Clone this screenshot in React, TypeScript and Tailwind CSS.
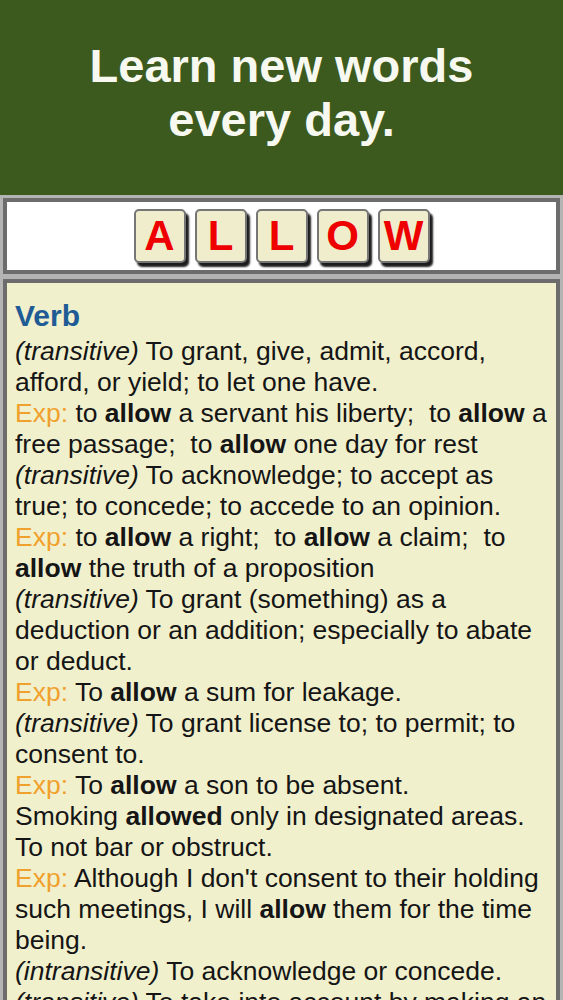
// App.tsx
const WORD = ["A", "L", "L", "O", "W"];

function Exp() {
	return <span className="text-[#f0a02c]">Exp:</span>;
}

function Sense({ label }: { label: string }) {
	return <span className="italic">({label})</span>;
}

const B = ({ children }: { children: string }) => (
	<b className="font-bold">{children}</b>
);

export default function App() {
	return (
		<div className="min-h-screen bg-[#b4b4b4] [font-family:'Liberation_Sans',Arial,sans-serif]">
			<header className="bg-[#3c5a1e] pt-[39px] pb-[48px] text-center">
				<h1 className="text-[47px] leading-[54px] font-bold text-[#f7f8f0]">
					Learn new words
					<br />
					every day.
				</h1>
			</header>

			<div className="px-[3px] pt-[3px] flex flex-col gap-[5px]">
				<div className="bg-white border-[4px] border-[#6c6c6c] h-[76px] flex justify-center items-start pt-[7px] gap-[9px]">
					{WORD.map((ch, i) => (
						<div
							key={i}
							className="w-[52px] h-[54px] bg-[#efedcc] border-2 border-[#767676] rounded-[5px] shadow-[3px_4px_2px_#1c1c1c] flex items-center justify-center text-[42px] font-bold text-[#ee0000] leading-none"
						>
							{ch}
						</div>
					))}
				</div>

				<div className="bg-[#f1f0cd] border-[4px] border-[#6c6c6c] border-b-0 px-[8px] pt-[13px] text-[26.5px] leading-[31px] text-[#151515]">
					<h2 className="text-[30px] leading-[40px] font-bold text-[#1f5c96]">Verb</h2>
					<p>
						<Sense label="transitive" /> To grant, give, admit, accord, afford, or yield; to let one have.
					</p>
					<p>
						<Exp /> to <B>allow</B> a servant his liberty;{"\u00a0"} to <B>allow</B> a free passage;{"\u00a0"} to{" "}
						<B>allow</B> one day for rest
					</p>
					<p>
						<Sense label="transitive" /> To acknowledge; to accept as true; to concede; to accede to an opinion.
					</p>
					<p>
						<Exp /> to <B>allow</B> a right;{"\u00a0"} to <B>allow</B> a claim;{"\u00a0"} to <B>allow</B> the
						truth of a proposition
					</p>
					<p>
						<Sense label="transitive" /> To grant (something) as a deduction or an addition; especially to abate
						or deduct.
					</p>
					<p>
						<Exp /> To <B>allow</B> a sum for leakage.
					</p>
					<p>
						<Sense label="transitive" /> To grant license to; to permit; to consent to.
					</p>
					<p>
						<Exp /> To <B>allow</B> a son to be absent.
					</p>
					<p>
						Smoking <B>allowed</B> only in designated areas.
					</p>
					<p>To not bar or obstruct.</p>
					<p>
						<Exp /> Although I don't consent to their holding such meetings, I will <B>allow</B> them for the
						time being.
					</p>
					<p>
						<Sense label="intransitive" /> To acknowledge or concede.
					</p>
					<p>
						<Sense label="transitive" /> To take into account by making an allowance.
					</p>
				</div>
			</div>
		</div>
	);
}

----

Leave the images out, please, and restate each line word for word.

FINISHED ANSWER:
Clone this screenshot in React, TypeScript and Tailwind CSS.
// App.tsx
const WORD = ["A", "L", "L", "O", "W"];

function Exp() {
	return <span className="text-[#f0a02c]">Exp:</span>;
}

function Sense({ label }: { label: string }) {
	return <span className="italic">({label})</span>;
}

const B = ({ children }: { children: string }) => (
	<b className="font-bold">{children}</b>
);

export default function App() {
	return (
		<div className="min-h-screen bg-[#b4b4b4] [font-family:'Liberation_Sans',Arial,sans-serif]">
			<header className="bg-[#3c5a1e] pt-[39px] pb-[48px] text-center">
				<h1 className="text-[47px] leading-[54px] font-bold text-[#f7f8f0]">
					Learn new words
					<br />
					every day.
				</h1>
			</header>

			<div className="px-[3px] pt-[3px] flex flex-col gap-[5px]">
				<div className="bg-white border-[4px] border-[#6c6c6c] h-[76px] flex justify-center items-start pt-[7px] gap-[9px]">
					{WORD.map((ch, i) => (
						<div
							key={i}
							className="w-[52px] h-[54px] bg-[#efedcc] border-2 border-[#767676] rounded-[5px] shadow-[3px_4px_2px_#1c1c1c] flex items-center justify-center text-[42px] font-bold text-[#ee0000] leading-none"
						>
							{ch}
						</div>
					))}
				</div>

				<div className="bg-[#f1f0cd] border-[4px] border-[#6c6c6c] border-b-0 px-[8px] pt-[13px] text-[26.5px] leading-[31px] text-[#151515]">
					<h2 className="text-[30px] leading-[40px] font-bold text-[#1f5c96]">Verb</h2>
					<p>
						<Sense label="transitive" /> To grant, give, admit, accord, afford, or yield; to let one have.
					</p>
					<p>
						<Exp /> to <B>allow</B> a servant his liberty;{"\u00a0"} to <B>allow</B> a free passage;{"\u00a0"} to{" "}
						<B>allow</B> one day for rest
					</p>
					<p>
						<Sense label="transitive" /> To acknowledge; to accept as true; to concede; to accede to an opinion.
					</p>
					<p>
						<Exp /> to <B>allow</B> a right;{"\u00a0"} to <B>allow</B> a claim;{"\u00a0"} to <B>allow</B> the
						truth of a proposition
					</p>
					<p>
						<Sense label="transitive" /> To grant (something) as a deduction or an addition; especially to abate
						or deduct.
					</p>
					<p>
						<Exp /> To <B>allow</B> a sum for leakage.
					</p>
					<p>
						<Sense label="transitive" /> To grant license to; to permit; to consent to.
					</p>
					<p>
						<Exp /> To <B>allow</B> a son to be absent.
					</p>
					<p>
						Smoking <B>allowed</B> only in designated areas.
					</p>
					<p>To not bar or obstruct.</p>
					<p>
						<Exp /> Although I don't consent to their holding such meetings, I will <B>allow</B> them for the
						time being.
					</p>
					<p>
						<Sense label="intransitive" /> To acknowledge or concede.
					</p>
					<p>
						<Sense label="transitive" /> To take into account by making an allowance.
					</p>
				</div>
			</div>
		</div>
	);
}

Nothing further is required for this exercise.